Backtesting vs Live Crypto Trading: Key Differences
# | Backtesting | Live/Demo Trading |
---|---|---|
Feels forced | You already know the outcome, subconsciously | You don’t know what happens next |
Too rigid | Follows strict entry rules | Allows discretion and adaptability |
Stress-free | No emotional pressure | Real emotions like hesitation, greed, or doubt |
Hard to read context | No candle speed, order flow, or time cues | All those live signals are present |
Easy to overfit | You build entries based on known results | You react to what price is doing now |
What I’m Doing Instead of Traditional Backtesting
Here’s how I’ve adjusted my approach to work with my trading personality not against it:
1. Replay Mode Trading
Instead of scrolling through 100 days of data and guessing where I’d enter, I use TradingView Bar Replay:
- I pick a session (like NY open)
- Hit play, and trade it like it’s live
- Pause and reflect after key moves
This keeps my brain in “live mode,” where it performs better.
2. Journaling Like a Pro
Every trade goes into a journal with:
- Screenshot of what I saw before entry
- What made me take the trade
- What worked or didn’t
- Emotions I felt at entry, during, and at exit
Over time, this builds my discretionary edge. It teaches me what to look for again, and what to avoid.

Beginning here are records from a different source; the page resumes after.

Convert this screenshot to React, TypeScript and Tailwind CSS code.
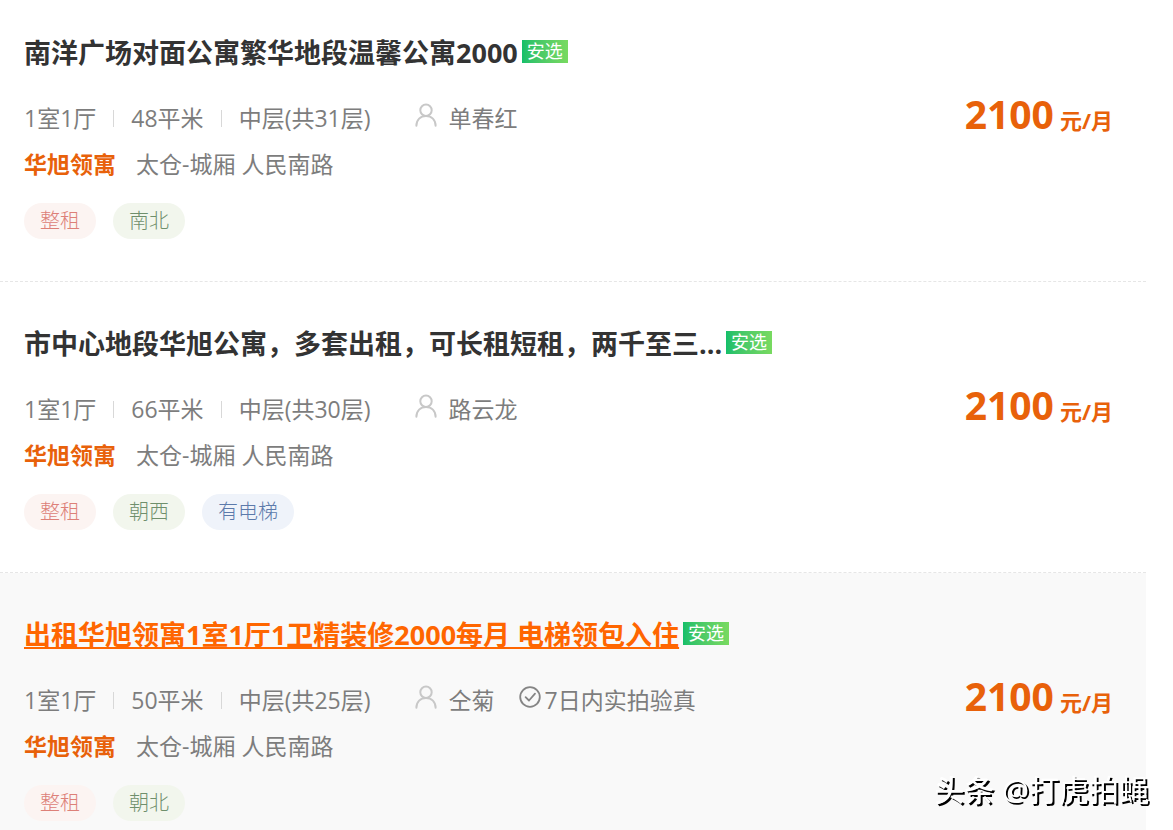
import React from 'react';
import clsx from 'clsx';

interface Tag {
  label: string;
  tone: 'red' | 'green' | 'blue';
}

interface Listing {
  id: number;
  title: string;
  layout: string;
  area: string;
  floor: string;
  agent: string;
  verified?: string;
  community: string;
  address: string;
  tags: Tag[];
  price: number;
  active?: boolean;
}

const listings: Listing[] = [
  {
    id: 1,
    title: '南洋广场对面公寓繁华地段温馨公寓2000',
    layout: '1室1厅',
    area: '48平米',
    floor: '中层(共31层)',
    agent: '单春红',
    community: '华旭领寓',
    address: '太仓-城厢 人民南路',
    tags: [
      { label: '整租', tone: 'red' },
      { label: '南北', tone: 'green' }
    ],
    price: 2100
  },
  {
    id: 2,
    title: '市中心地段华旭公寓，多套出租，可长租短租，两千至三...',
    layout: '1室1厅',
    area: '66平米',
    floor: '中层(共30层)',
    agent: '路云龙',
    community: '华旭领寓',
    address: '太仓-城厢 人民南路',
    tags: [
      { label: '整租', tone: 'red' },
      { label: '朝西', tone: 'green' },
      { label: '有电梯', tone: 'blue' }
    ],
    price: 2100
  },
  {
    id: 3,
    title: '出租华旭领寓1室1厅1卫精装修2000每月 电梯领包入住',
    layout: '1室1厅',
    area: '50平米',
    floor: '中层(共25层)',
    agent: '仝菊',
    verified: '7日内实拍验真',
    community: '华旭领寓',
    address: '太仓-城厢 人民南路',
    tags: [
      { label: '整租', tone: 'red' },
      { label: '朝北', tone: 'green' }
    ],
    price: 2100,
    active: true
  }
];

const tagTones = {
  red: 'bg-[#fcf4f2] text-[#dd8078]',
  green: 'bg-[#f2f6ed] text-[#6f8f6c]',
  blue: 'bg-[#eff3fa] text-[#5c7aab]'
};

const PersonIcon = () => (
  <svg width="22" height="24" viewBox="0 0 22 24" fill="none" stroke="#c8c8c8" strokeWidth="2" strokeLinecap="round">
    <circle cx="11" cy="7.2" r="5.7" />
    <path d="M1.4 22.8c0-6 4-9.9 9.6-9.9s9.6 3.9 9.6 9.9" />
  </svg>
);

const VerifiedIcon = () => (
  <svg width="22" height="22" viewBox="0 0 22 22" fill="none" stroke="#858585" strokeWidth="1.8" strokeLinecap="round" strokeLinejoin="round">
    <circle cx="11" cy="11" r="9.8" />
    <path d="M6.6 11.2l3.4 3.3 6-6.9" />
  </svg>
);

const Divider = () => <span className="mx-[17px] h-[17px] w-px bg-[#d8d8d8]" />;

const ListingRow: React.FC<{ item: Listing }> = ({ item }) => (
  <li
    className={clsx(
      'flex items-start justify-between border-b border-dashed border-[#e6e6e6] pt-[42px] pr-[33px] pb-[42px] pl-6 first:pt-[33px] last:grow last:border-b-0 last:pb-2',
      item.active && 'bg-[#f9f9f9]'
    )}
  >
    <div>
      {/* Title */}
      <div className="flex items-start">
        <h3 className="text-[27px] leading-[40px] font-bold">
          <a
            href="#"
            className={clsx(
              item.active
                ? 'text-[#ff6600] underline decoration-2 underline-offset-2'
                : 'text-[#333333]'
            )}
          >
            {item.title}
          </a>
        </h3>
        <span className="mt-[7px] ml-1 bg-linear-to-r from-[#12bf6a] to-[#78da60] px-[5px] text-lg leading-[23px] text-white">
          安选
        </span>
      </div>

      {/* Layout, area, floor and agent */}
      <div className="mt-[22px] flex items-center leading-[46px]">
        <span>{item.layout}</span>
        <Divider />
        <span>{item.area}</span>
        <Divider />
        <span>{item.floor}</span>
        <span className="ml-11 flex items-center gap-3">
          <span className="pb-[6px]">
            <PersonIcon />
          </span>
          {item.agent}
        </span>
        {item.verified && (
          <span className="ml-6 flex items-center gap-1">
            <span className="pb-[6px]">
              <VerifiedIcon />
            </span>
            {item.verified}
          </span>
        )}
      </div>

      {/* Location */}
      <p className="leading-[47px]">
        <a href="#" className="mr-5 font-bold text-[#e8610a]">{item.community}</a>
        {item.address}
      </p>

      <div className="mt-[15px] flex gap-[17px]">
        {item.tags.map((tag) => (
          <span
            key={tag.label}
            className={clsx('rounded-full px-4 text-xl leading-9 font-light', tagTones[tag.tone])}
          >
            {tag.label}
          </span>
        ))}
      </div>
    </div>

    {/* Price */}
    <p className="pt-[58px] text-[22px] leading-[46px] font-bold whitespace-nowrap text-[#e8610a]">
      <span className="mr-[6px] text-[39px]">{item.price}</span>
      元/月
    </p>
  </li>
);

export default function App() {
  return (
    <div className="min-h-screen bg-white pr-[27px] font-['Open_Sans','Noto_Sans_CJK_SC',sans-serif] text-[23px] text-[#7d7d7d]">
      <ul className="flex min-h-screen flex-col">
        {listings.map((item) => (
          <ListingRow key={item.id} item={item} />
        ))}
      </ul>

      <div className="fixed right-6 bottom-[18px] text-[30px] leading-[44px] text-white [text-shadow:2px_2px_0_#000]">
        <span className="font-medium">头条</span> @打虎拍蝇
      </div>
    </div>
  );
}
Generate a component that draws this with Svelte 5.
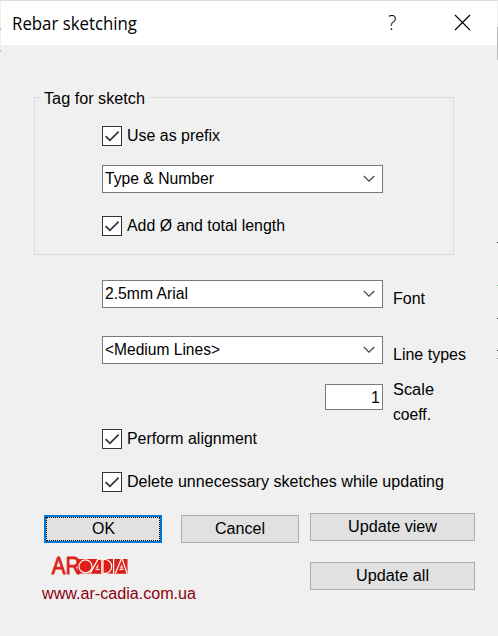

3. Refining My Entry Timing
Since I often get the direction right but enter too early, I’m focusing more on:
- Waiting for liquidity grabs
- Watching for fakeouts
- Letting price run past my level and then returning
- Waiting for candle close confirmation on the 1-minute chart
This small adjustment is a game-changer. It turns “almost right” into “dead on.”
Conclusion
If your backtesting sucks but your live (or demo) crypto trading is solid, don’t panic. You’re not broken. You’re not doing it wrong.
You’re likely a discretionary trader, and your edge lives in how you react to the market, not in how perfectly you can simulate old trades.
Instead of wasting energy trying to force backtesting to work:
- Embrace forward testing
- Use replay sessions
- Build a solid trading journal
- Keep refining your entries in real time
The market rewards consistent decision-making, not spreadsheet perfection.
If you can stay consistent for 3–4 months in demo with solid risk management and emotional control, you’re already miles ahead of most.
f you’re struggling with backtesting but thriving in the live crypto market, don’t ignore that. It’s a clue to how your mind works and where your edge really is.
You don’t need to follow the crowd.
You just need to understand your style, build habits around it, and keep refining.
Let your results speak for themselves.
FAQs
Q1. Should I completely stop backtesting if it’s not working for me?
Not necessarily. Use it for context, not for fine-tuning exact entries. Or switch to replay mode — it’s more aligned with real trading behavior.
Q2. Does demo trading really count?
Yes — if you treat it seriously. Use proper risk, follow a strategy, and journal it like real money. It builds the discipline and habits you need for live trading.